• _Instructions to follow_
Drop every picture. Then return, exactly, the lines from the beginning of the listing below through the one containing "const checked = ref<boolean[]>([true, true, true, true])".

• _Data segment_
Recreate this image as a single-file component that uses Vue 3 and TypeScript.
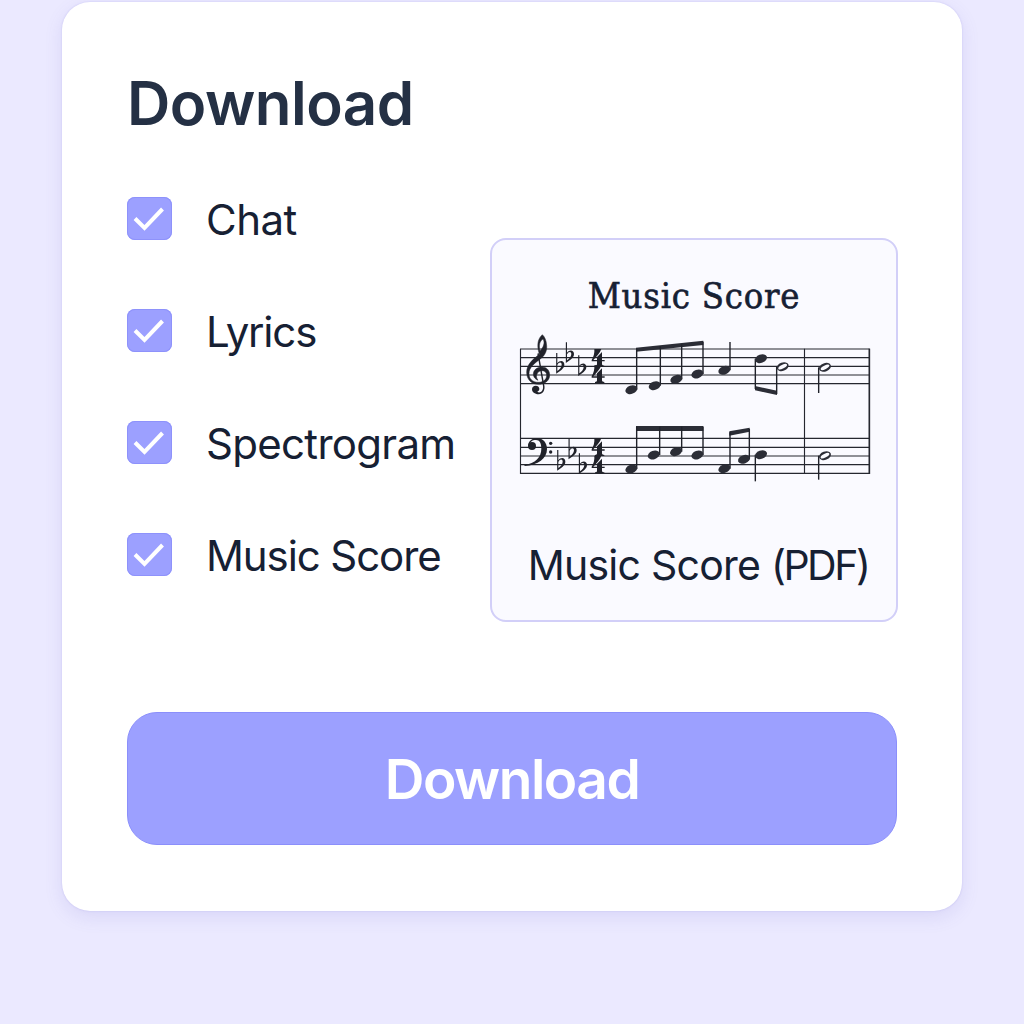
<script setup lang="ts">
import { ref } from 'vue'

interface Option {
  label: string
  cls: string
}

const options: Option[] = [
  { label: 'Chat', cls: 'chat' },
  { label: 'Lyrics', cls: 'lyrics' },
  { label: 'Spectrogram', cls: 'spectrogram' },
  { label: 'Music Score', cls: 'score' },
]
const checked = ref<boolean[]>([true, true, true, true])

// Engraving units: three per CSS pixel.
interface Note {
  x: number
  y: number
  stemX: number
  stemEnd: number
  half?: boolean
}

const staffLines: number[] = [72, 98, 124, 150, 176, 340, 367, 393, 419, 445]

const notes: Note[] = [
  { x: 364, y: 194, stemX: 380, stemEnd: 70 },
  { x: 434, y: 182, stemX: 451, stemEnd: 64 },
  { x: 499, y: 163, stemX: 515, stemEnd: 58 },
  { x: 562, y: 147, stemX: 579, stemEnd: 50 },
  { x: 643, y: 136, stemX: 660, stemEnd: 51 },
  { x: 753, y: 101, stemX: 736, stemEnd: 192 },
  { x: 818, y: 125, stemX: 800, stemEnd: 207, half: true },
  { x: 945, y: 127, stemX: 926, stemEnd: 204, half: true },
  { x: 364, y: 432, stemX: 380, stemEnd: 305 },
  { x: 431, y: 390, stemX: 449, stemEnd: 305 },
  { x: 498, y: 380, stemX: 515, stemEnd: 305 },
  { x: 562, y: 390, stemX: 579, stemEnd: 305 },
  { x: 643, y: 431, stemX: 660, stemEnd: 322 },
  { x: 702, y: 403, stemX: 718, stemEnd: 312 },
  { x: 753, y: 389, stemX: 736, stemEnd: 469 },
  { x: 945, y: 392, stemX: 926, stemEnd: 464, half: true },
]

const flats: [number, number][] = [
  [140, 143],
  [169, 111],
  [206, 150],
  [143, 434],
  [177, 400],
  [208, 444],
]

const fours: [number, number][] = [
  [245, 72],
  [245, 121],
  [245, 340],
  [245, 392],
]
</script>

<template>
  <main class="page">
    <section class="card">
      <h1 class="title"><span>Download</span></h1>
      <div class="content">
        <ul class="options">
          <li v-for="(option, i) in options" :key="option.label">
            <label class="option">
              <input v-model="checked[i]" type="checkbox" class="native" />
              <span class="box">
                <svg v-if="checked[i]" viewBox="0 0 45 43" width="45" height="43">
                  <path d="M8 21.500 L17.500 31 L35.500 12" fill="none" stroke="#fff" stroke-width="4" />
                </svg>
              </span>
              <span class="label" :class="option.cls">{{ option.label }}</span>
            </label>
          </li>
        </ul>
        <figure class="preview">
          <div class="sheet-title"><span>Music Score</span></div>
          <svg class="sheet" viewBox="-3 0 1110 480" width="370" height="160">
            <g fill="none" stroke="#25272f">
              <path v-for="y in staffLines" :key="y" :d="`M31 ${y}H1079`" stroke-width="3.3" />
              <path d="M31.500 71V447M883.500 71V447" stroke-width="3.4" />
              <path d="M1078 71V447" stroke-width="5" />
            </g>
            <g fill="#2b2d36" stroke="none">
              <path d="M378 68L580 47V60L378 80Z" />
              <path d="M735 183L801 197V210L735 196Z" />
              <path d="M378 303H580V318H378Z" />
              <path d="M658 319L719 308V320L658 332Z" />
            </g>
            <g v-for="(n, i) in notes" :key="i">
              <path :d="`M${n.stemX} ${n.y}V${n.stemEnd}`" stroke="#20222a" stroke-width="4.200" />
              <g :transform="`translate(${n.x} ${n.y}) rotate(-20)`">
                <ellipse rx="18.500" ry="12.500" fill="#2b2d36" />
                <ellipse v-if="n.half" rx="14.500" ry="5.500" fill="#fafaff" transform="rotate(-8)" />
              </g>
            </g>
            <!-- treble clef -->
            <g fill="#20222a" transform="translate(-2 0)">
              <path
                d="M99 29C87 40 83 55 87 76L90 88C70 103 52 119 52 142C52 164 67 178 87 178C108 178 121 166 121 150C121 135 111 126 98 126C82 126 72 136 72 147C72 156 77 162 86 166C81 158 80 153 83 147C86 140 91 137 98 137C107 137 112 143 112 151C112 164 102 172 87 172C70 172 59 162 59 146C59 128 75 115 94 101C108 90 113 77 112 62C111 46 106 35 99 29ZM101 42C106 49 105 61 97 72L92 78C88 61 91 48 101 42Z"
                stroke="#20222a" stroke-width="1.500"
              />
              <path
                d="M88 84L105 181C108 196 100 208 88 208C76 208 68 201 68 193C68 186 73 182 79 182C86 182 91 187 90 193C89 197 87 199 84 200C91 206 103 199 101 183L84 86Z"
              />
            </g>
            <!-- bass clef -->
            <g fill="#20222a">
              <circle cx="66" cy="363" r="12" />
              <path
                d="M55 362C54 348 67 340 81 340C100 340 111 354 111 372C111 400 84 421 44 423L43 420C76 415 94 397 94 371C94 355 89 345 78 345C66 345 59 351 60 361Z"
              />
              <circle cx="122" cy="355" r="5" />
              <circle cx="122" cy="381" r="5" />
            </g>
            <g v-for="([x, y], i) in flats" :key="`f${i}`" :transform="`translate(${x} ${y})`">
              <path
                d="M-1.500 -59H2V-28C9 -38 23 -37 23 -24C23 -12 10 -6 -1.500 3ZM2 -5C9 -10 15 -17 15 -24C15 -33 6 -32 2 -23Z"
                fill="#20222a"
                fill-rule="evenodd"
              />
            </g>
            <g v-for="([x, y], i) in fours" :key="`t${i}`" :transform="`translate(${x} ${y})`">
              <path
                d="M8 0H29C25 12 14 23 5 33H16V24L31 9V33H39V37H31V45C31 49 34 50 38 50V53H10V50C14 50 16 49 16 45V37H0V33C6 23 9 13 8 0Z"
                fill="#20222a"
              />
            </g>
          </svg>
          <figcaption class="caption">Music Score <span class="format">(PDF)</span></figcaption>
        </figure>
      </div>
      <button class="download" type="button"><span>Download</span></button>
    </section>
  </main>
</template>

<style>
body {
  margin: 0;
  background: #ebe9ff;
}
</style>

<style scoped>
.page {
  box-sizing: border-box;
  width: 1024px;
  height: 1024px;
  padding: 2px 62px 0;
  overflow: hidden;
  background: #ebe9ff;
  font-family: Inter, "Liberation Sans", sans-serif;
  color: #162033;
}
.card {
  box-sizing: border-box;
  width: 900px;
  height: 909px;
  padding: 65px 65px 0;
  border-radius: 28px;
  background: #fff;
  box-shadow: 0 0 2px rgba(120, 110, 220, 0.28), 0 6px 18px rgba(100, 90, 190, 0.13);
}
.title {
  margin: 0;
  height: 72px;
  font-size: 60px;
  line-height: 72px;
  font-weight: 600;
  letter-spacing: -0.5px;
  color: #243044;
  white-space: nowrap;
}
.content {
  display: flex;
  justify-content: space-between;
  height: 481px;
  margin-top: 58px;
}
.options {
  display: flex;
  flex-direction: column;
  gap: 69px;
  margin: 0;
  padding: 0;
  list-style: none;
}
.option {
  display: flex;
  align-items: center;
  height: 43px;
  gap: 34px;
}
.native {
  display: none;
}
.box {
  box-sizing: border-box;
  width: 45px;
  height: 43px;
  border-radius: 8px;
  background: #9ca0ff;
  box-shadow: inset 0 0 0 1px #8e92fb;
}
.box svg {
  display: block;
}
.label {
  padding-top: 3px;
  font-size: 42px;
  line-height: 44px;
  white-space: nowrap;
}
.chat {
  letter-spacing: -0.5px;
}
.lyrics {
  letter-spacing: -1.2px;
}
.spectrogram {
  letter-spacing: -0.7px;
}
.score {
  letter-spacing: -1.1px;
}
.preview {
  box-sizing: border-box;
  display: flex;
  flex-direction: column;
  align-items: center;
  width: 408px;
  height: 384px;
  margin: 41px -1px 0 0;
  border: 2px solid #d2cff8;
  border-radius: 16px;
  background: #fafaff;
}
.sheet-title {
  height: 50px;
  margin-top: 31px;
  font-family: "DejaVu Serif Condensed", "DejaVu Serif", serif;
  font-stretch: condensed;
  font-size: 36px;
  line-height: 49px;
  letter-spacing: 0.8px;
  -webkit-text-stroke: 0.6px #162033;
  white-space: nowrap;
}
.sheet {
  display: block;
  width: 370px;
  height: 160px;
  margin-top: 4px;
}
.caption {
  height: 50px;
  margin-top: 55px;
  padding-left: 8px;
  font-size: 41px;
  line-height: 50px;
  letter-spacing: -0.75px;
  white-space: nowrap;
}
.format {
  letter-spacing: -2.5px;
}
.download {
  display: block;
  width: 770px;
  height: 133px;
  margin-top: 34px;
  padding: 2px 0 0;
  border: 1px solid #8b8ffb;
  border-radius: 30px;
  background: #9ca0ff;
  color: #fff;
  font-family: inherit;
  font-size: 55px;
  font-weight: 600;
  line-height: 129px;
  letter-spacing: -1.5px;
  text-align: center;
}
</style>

• _Solution for this exercise_
Recreate this image as a single-file component that uses Vue 3 and TypeScript.
<script setup lang="ts">
import { ref } from 'vue'

interface Option {
  label: string
  cls: string
}

const options: Option[] = [
  { label: 'Chat', cls: 'chat' },
  { label: 'Lyrics', cls: 'lyrics' },
  { label: 'Spectrogram', cls: 'spectrogram' },
  { label: 'Music Score', cls: 'score' },
]
const checked = ref<boolean[]>([true, true, true, true])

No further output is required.